The city of Bakersfield coordinates the demolition of about a dozen structures each year, but few are as dramatic as the former cotton ginning facility. The complex, actually three buildings on 7 acres, and a combined 57,000 square feet, came down in stages over a period of about 30 days —  and the contractor, Bob Mutch of Gopher Specialty Rentals, razed the last of it Monday. One highlight, from a spectator’s point of view, was the water tower, knocked down Oct. 16. 

City officials are glad to see it all gone. It’s been abandoned for years — and a perfect environment for a constant stream of homeless living in squalor. Just in the past three years the city has opened 15 code enforcement cases against the owner, the Rubae Griffin Trust of Ventura.
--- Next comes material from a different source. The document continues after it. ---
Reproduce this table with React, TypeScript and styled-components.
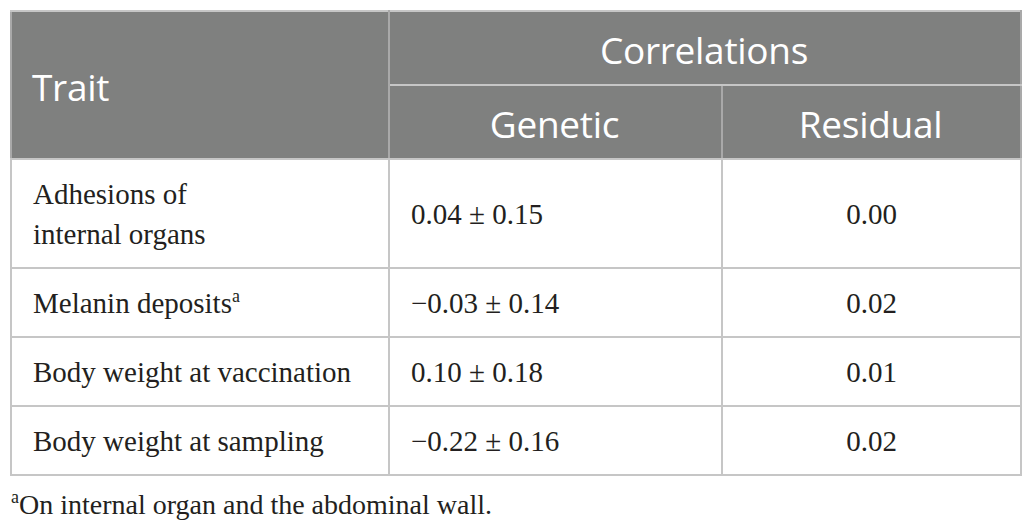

Phil Burns, director of the city building department, which oversees code enforcement, said the cotton gin has long been a problem.

“That property has been one that’s been on our radar for years,” he said. “Numerous times we’ve cleaned it up. We’ve worked with the property owner to clean it up. The number of encampments over recent years has really increased. Both city code enforcement and BPD impact team are out there, I would say, weekly if not every three or four days.”

The cotton gin’s owner paid for the demo, Burns said.

The City Council’s Planning and Development Committee continues to study how to best handle abandoned, blighted properties like the cotton gin.

Another property on the city’s radar, according to Phil Burns: The old, long abandoned Oak Furniture Gallery, at 24th and Chester — in the heart of downtown.  

The city has been in conversations with the Palm Springs-based owner, the Cohn-Shell Family Trust, for months about the future of the 95-year-old, 3,000 square foot building.  A woman who answered from a phone number listed for the trust, asked by KGET whether they were considering selling or leasing the property, simply said yes and terminated the call.

Burns said the city has placed liens on a half-dozen 0ther properties, most of them residential, that could result in demolitions. But none are likely to be as striking as the cotton gin demo.